Carrie Vaughn is the bestselling author of a series of novels about a werewolf named Kitty who hosts a talk radio advice show. The ninth book in the series, Kitty’s Big Trouble, has just been released from Tor Books. She’s also written young adult (Voices of Dragons, Steel) and stand-alone fantasy (Discord’s Apple, After the Golden Age). Her short stories can be found in many publications and anthologies, and one of her short stories has been nominated for the Hugo Award in 2011. She graduated from Odyssey in 1998, and returned as writer-in-residence in 2009. Visit her website at www.carrievaughn.com.


I never made a conscious decision to transition from writing short stories to novels or vice versa. As a teenager, I started writing very short stories. Over time, my stories got longer and longer, until I suddenly realized my work in progress was nearly 30,000 words and wasn’t finished yet. I was in the middle of it before I realized I was writing a novel. By the way, I highly recommend working in ignorance, as this removed much of the anxiety surrounding the writing of a first novel.

I know a lot of people consider themselves either novel writers or short story writers, and have either never written in a different format, or have had trouble with it. Their stories always expand into multi-volume epics, or they never get past a few thousand words. I’m a great advocate of working in as many different formats as possible–being able to do so gives you more tools in your toolbox. If you get an invitation to an anthology, you’ll be able to deliver. If you want to dive into the prestigious (and more lucrative) novel market, you can take that plunge.

How do you tell if a story idea is a 5,000-word story, or a 10,000-word story? How do you keep it from sprawling into novel length? How do you know if an idea is a novel? Like just about everything else in the business, it takes practice. After ten years of writing every possible length, I’ve developed a sixth sense about how long I think a story is going to be, based on the number of characters and how many scenes a story needs.

My very first collection comes out on August 16th: Kitty’s Greatest Hits contains most of the stories related to my series of novels about werewolf Kitty Norville that have come out over the last few years. It’s got everything from true short stories to a 23,000-word novella. Here’s a representative breakdown , in terms of structure:

“Kitty’s Zombie New Year,” 3300 words: three major characters, several minor. Takes place over the course of a few hours, with only one event driving the plot.

“Conquistador de la Noche,” 12,000 words: three major characters, four minor. Several scenes over a stretch of time.

“Long Time Waiting,” 23,000 words: two major characters, many minor. Takes place over months, with a flashback to a century previous. Many scenes with a slow, progressive, building plot.

A short story may have just one scene, or a series of scenes surrounding the same event, with only a few characters to manage. A mid-range piece may have more of an arc, take place over a stretch of time, and involve a series of events. Novella length and longer–go to town! You’re not just telling a story about one event, you’re building a world and its history. Many events and threads come together to tell the story.

Here’s an exercise: Take a short story, any short story, and think about what you would need to do to expand it into a novel.

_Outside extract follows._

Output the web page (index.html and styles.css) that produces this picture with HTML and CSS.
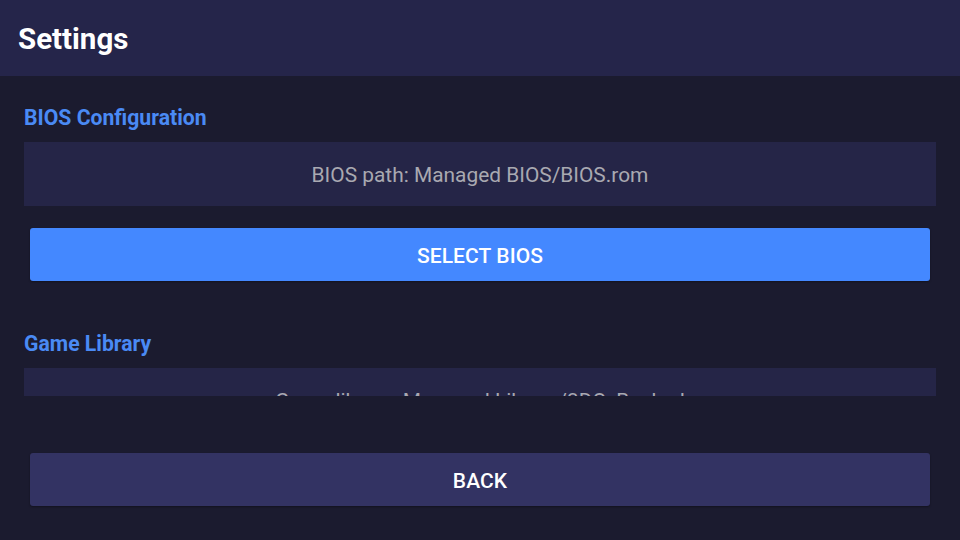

Take “Kitty’s Zombie New Year,” for example: Right now, the story has one zombie interrupting a party. Once Kitty figures out where she came from and what happened to her, the story’s over. But what if the one zombie is part of a pattern? What if similar zombies start showing up all over the city? What if the guy who bought the zombie powder that turned his ex-girlfriend into a zombie is only one of many people who bought the powder, and the real villain is the person making and selling the powder? Suddenly, this starts to look like a novel idea–many isolated episodes are actually connected, and the novel involves figuring out how.

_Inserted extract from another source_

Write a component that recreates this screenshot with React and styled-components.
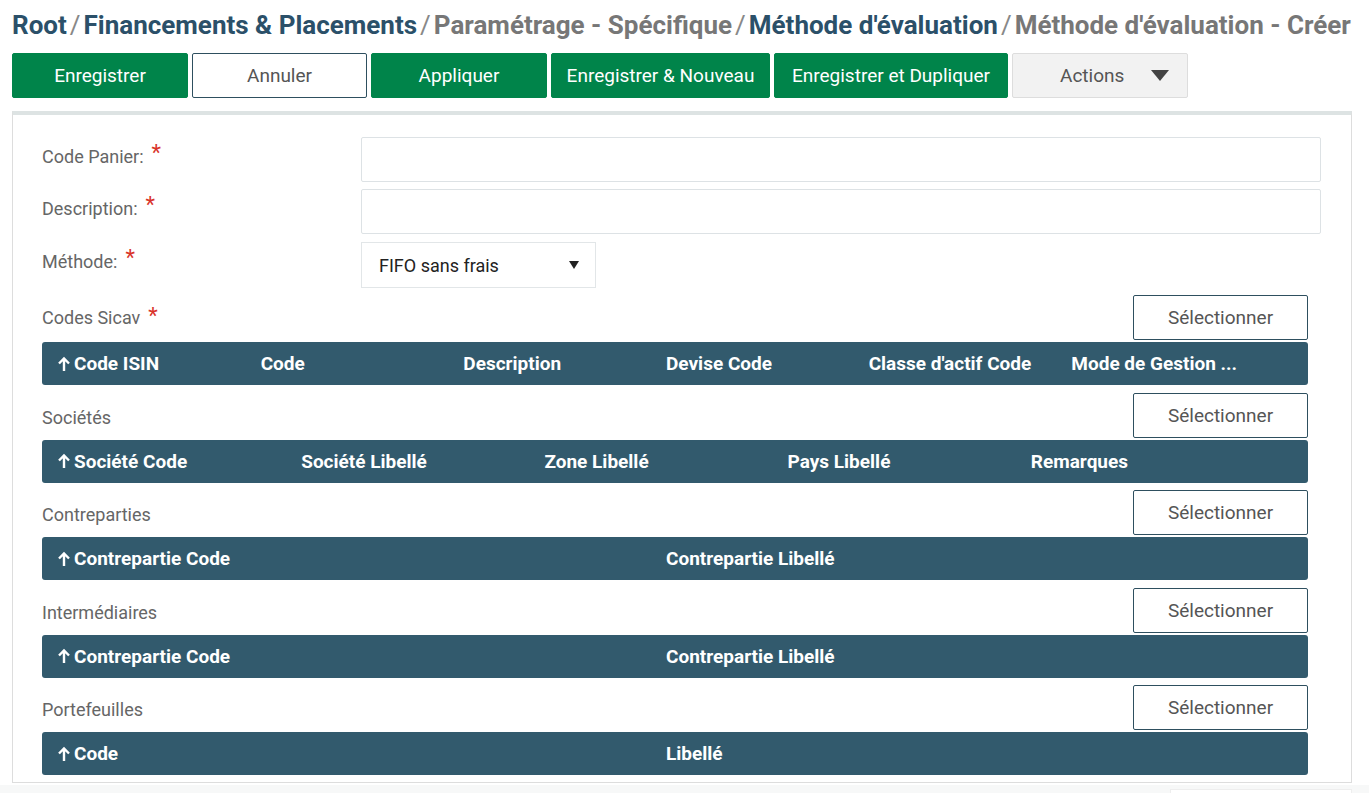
import React from 'react';
import styled, { createGlobalStyle } from 'styled-components';

const GlobalStyle = createGlobalStyle`
  html, body {
    margin: 0;
    padding: 0;
    background: #ffffff;
    font-family: Roboto, "Liberation Sans", sans-serif;
  }
  * { box-sizing: border-box; }
`;

const sections = [
  { label: 'Codes Sicav', required: true, columns: ['Code ISIN', 'Code', 'Description', 'Devise Code', "Classe d'actif Code", 'Mode de Gestion ...'] },
  { label: 'Sociétés', columns: ['Société Code', 'Société Libellé', 'Zone Libellé', 'Pays Libellé', 'Remarques'] },
  { label: 'Contreparties', columns: ['Contrepartie Code', 'Contrepartie Libellé'] },
  { label: 'Intermédiaires', columns: ['Contrepartie Code', 'Contrepartie Libellé'] },
  { label: 'Portefeuilles', columns: ['Code', 'Libellé'] },
];

const SortArrow = () => (
  <ArrowIcon viewBox="0 0 12 16" width="12" height="16">
    <path d="M6 15V2.5M1 7.5L6 2.5L11 7.5" fill="none" stroke="#ffffff" strokeWidth="2.4" />
  </ArrowIcon>
);

const App = () => (
  <>
    <GlobalStyle />
    <Page>
      <Breadcrumb>
        <Crumb>Root</Crumb><Sep>/</Sep>
        <Crumb>Financements &amp; Placements</Crumb><Sep>/</Sep>
        <Crumb muted>Paramétrage - Spécifique</Crumb><Sep>/</Sep>
        <Crumb>Méthode d'évaluation</Crumb><Sep>/</Sep>
        <Crumb muted>Méthode d'évaluation - Créer</Crumb>
      </Breadcrumb>
      <Toolbar>
        <Button width="176px">Enregistrer</Button>
        <Button width="175px" variant="outline">Annuler</Button>
        <Button width="176px">Appliquer</Button>
        <Button width="219px">Enregistrer &amp; Nouveau</Button>
        <Button width="234px">Enregistrer et Dupliquer</Button>
        <ActionsButton>
          <span>Actions</span>
          <Caret />
        </ActionsButton>
      </Toolbar>
      <Panel>
        <Field>
          <Label>Code Panier:<Star>*</Star></Label>
          <Input />
        </Field>
        <Field>
          <Label>Description:<Star>*</Star></Label>
          <Input />
        </Field>
        <Field>
          <Label>Méthode:<Star>*</Star></Label>
          <Select>
            <span>FIFO sans frais</span>
            <SmallCaret />
          </Select>
        </Field>
        {sections.map((s) => (
          <Section key={s.label}>
            <SectionHead>
              <SectionLabel>{s.label}{s.required && <Star>*</Star>}</SectionLabel>
              <SelectButton>Sélectionner</SelectButton>
            </SectionHead>
            <GridHeader cols={s.columns.length}>
              {s.columns.map((c, i) => (
                <HeaderCell key={c + i}>{i === 0 && <SortArrow />}{c}</HeaderCell>
              ))}
            </GridHeader>
          </Section>
        ))}
      </Panel>
      <Footer>
        <FooterBox />
      </Footer>
    </Page>
  </>
);

const Page = styled.div`
  padding: 0 0 0 12px;
  width: 1369px;
`;

const Breadcrumb = styled.div`
  height: 50px;
  line-height: 50px;
  font-size: 26px;
  font-weight: 700;
  white-space: nowrap;
  overflow: hidden;
`;

const Crumb = styled.span`
  color: ${(p) => (p.muted ? '#777777' : '#2b5069')};
`;

const Sep = styled.span`
  color: #888;
  font-weight: 400;
  margin: 0 3px;
`;

const Toolbar = styled.div`
  display: flex;
  gap: 4px;
  margin-top: 3px;
`;

const Button = styled.button`
  width: ${(p) => p.width};
  height: 45px;
  border-radius: 2px;
  font-family: inherit;
  font-size: 19px;
  cursor: pointer;
  background: ${(p) => (p.variant === 'outline' ? '#ffffff' : '#00844a')};
  color: ${(p) => (p.variant === 'outline' ? '#555555' : '#ffffff')};
  border: 1px solid ${(p) => (p.variant === 'outline' ? '#2e4f5f' : '#00844a')};
  white-space: nowrap;
  padding: 0;
`;

const ActionsButton = styled.button`
  width: 176px;
  height: 45px;
  display: flex;
  align-items: center;
  justify-content: space-between;
  padding: 0 18px 0 47px;
  background: #f2f2f2;
  border: 1px solid #dddddd;
  border-radius: 2px;
  font-family: inherit;
  font-size: 19px;
  color: #555555;
`;

const Caret = styled.span`
  width: 0;
  height: 0;
  border-left: 9px solid transparent;
  border-right: 9px solid transparent;
  border-top: 11px solid #444444;
`;

const SmallCaret = styled.span`
  width: 0;
  height: 0;
  border-left: 5px solid transparent;
  border-right: 5px solid transparent;
  border-top: 8px solid #222222;
`;

const Panel = styled.div`
  margin-top: 13px;
  width: 1340px;
  border: 1px solid #dddddd;
  border-top: 4px solid #dde3e3;
  padding: 22px 30px 7px 29px;
`;

const Field = styled.div`
  display: flex;
  align-items: flex-start;
  margin-bottom: 7px;
  &:nth-child(2) { margin-bottom: 8px; }
`;

const Label = styled.div`
  width: 319px;
  padding-top: 8px;
  line-height: 24px;
  font-size: 18px;
  color: #666666;
`;

const Star = styled.span`
  color: #d9342b;
  font-size: 22px;
  vertical-align: top;
  position: relative;
  top: -4px;
  margin-left: 8px;
`;

const Input = styled.div`
  flex: 1;
  height: 45px;
  border: 1px solid #dde2e5;
  border-radius: 2px;
`;

const Select = styled.div`
  width: 235px;
  height: 46px;
  display: flex;
  align-items: center;
  justify-content: space-between;
  padding: 0 16px 0 17px;
  border: 1px solid #e2e6e8;
  font-size: 18px;
  color: #222222;
`;

const Section = styled.div`
  width: 1266px;
  margin-bottom: 7.5px;
  &:last-child { margin-bottom: 0; }
`;

const SectionHead = styled.div`
  display: flex;
  align-items: center;
  justify-content: space-between;
  margin-bottom: 2px;
`;

const SectionLabel = styled.div`
  font-size: 18px;
  color: #666666;
  padding-top: 4px;
`;

const SelectButton = styled.button`
  width: 175px;
  height: 45px;
  background: #ffffff;
  border: 1px solid #2e4f5f;
  border-radius: 2px;
  font-family: inherit;
  font-size: 19px;
  color: #555555;
`;

const GridHeader = styled.div`
  display: grid;
  grid-template-columns: repeat(${(p) => p.cols}, 1fr);
  align-items: center;
  height: 43px;
  padding: 0 34px 0 16px;
  background: #325a6d;
  border-radius: 3px;
`;

const HeaderCell = styled.div`
  display: flex;
  align-items: center;
  color: #ffffff;
  font-weight: 700;
  font-size: 19px;
  white-space: nowrap;
`;

const ArrowIcon = styled.svg`
  margin-right: 4px;
  flex-shrink: 0;
`;

const Footer = styled.div`
  margin-top: 2px;
  margin-left: -12px;
  height: 20px;
  background: #f7f8f8;
  padding-left: 1170px;
  padding-top: 4px;
`;

const FooterBox = styled.div`
  width: 182px;
  height: 16px;
  background: #ffffff;
  border: 1px solid #eeeeee;
`;

export default App;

Conversely, take a novel and figure out how to get a short story out of it. Perversely, I made my Odyssey class in 2009 look at The Lord of the Rings. The answer is: you can’t tell the story of The Lord of the Rings as a short. You just can’t. But maybe you can take a small piece and go in a different direction. The innkeeper at Bree–what’s his story? Does a survivor of the battle at Helm’s Deep have a story you want to tell? Limit the scope, and learn something new about your novel’s world.